Fortunately, there is a sustainable, adaptable solution—the one the University of the People is modeling. Using open-source technology, open educational resources, peer-to-peer learning, and volunteer professors vastly decreases costs. With the possible exception of the volunteer professors, all of its components can be adopted within traditional institutions to accommodate more students at vastly lower costs.
Integration of at least some parts of our model would be realistic and inexpensive. But if traditional colleges find it difficult to assimilate such methods into existing curricula, they should consider supporting such programs that do what they cannot.
So far, only a few colleges have embraced such projects. The most noteworthy pioneer is New York University, which entered into a partnership with us to consider bright University of the People students for transfer to NYU—combining the benefits of our program’s far-reaching access with NYU’s extraordinary quality.
New York University shouldn’t be the exception, though. Traditional colleges will better fulfill their mission if they assist open-door institutions, because:
- Equal educational access increases the level of knowledge in society and benefits everyone.
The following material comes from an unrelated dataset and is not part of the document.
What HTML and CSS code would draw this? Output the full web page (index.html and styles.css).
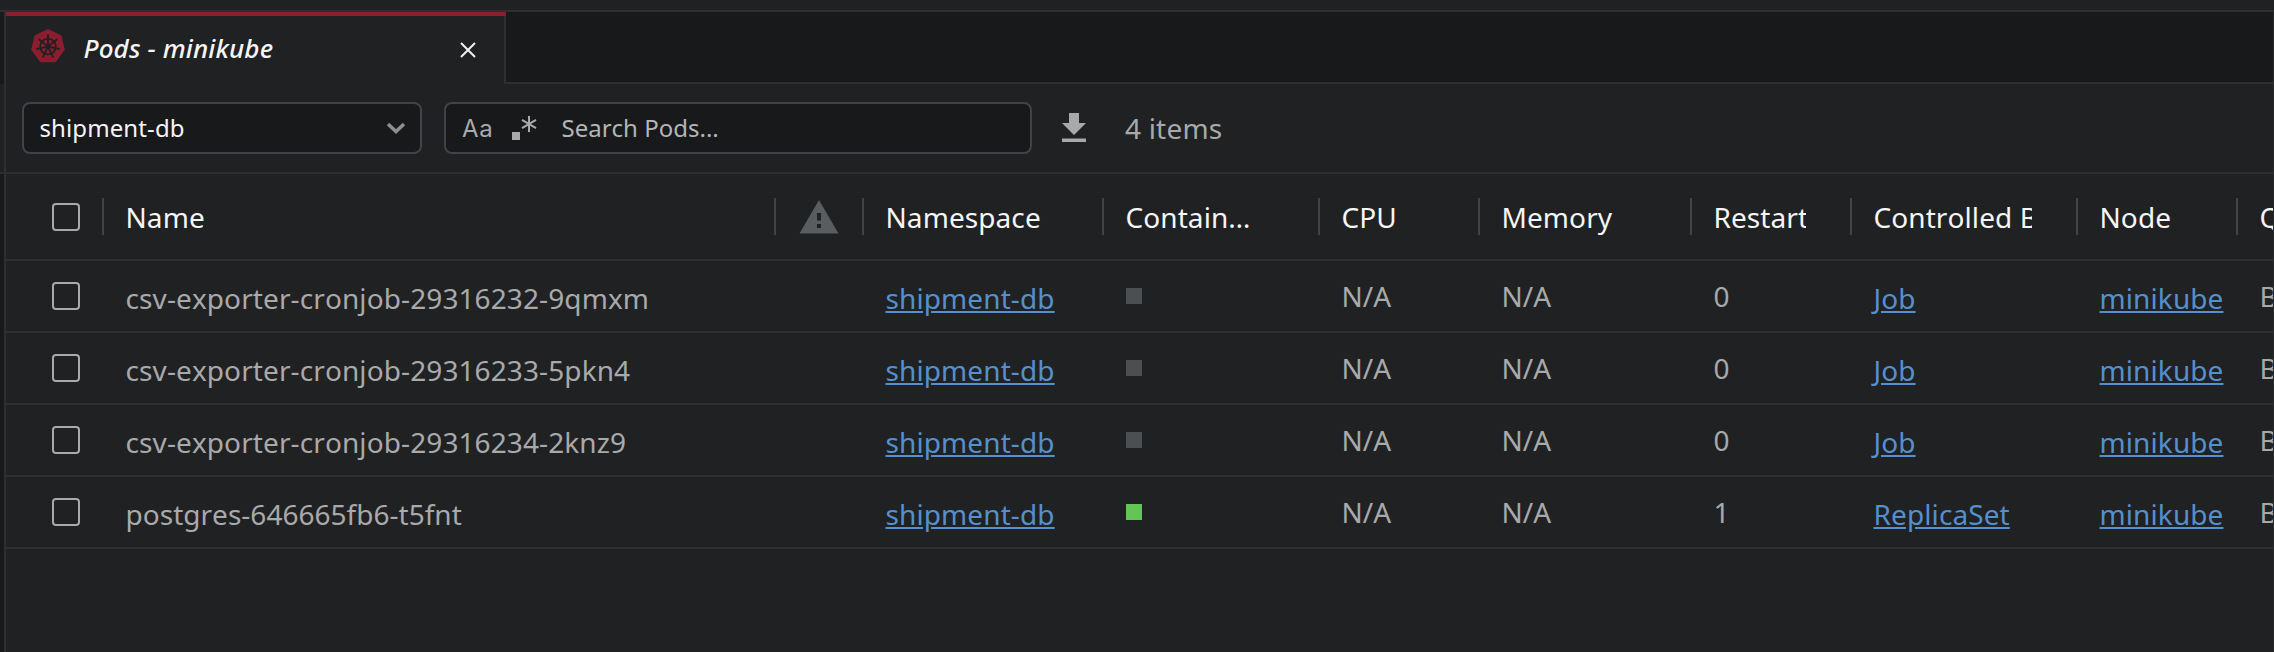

- Cheaper alternatives for those who cannot afford high prices will make it easier for traditional research universities and other colleges to continue to charge more for those students who can afford them.
- And cooperating traditional colleges can identify highly talented students who otherwise might be overlooked.
Even if they can’t throw their online doors wide open, colleges can, and should, stand in solidarity with institutions that do, such as the University of the People. President Obama’s vision of college for all is beautiful. With a little boldness and innovation, we can make it a splendid reality.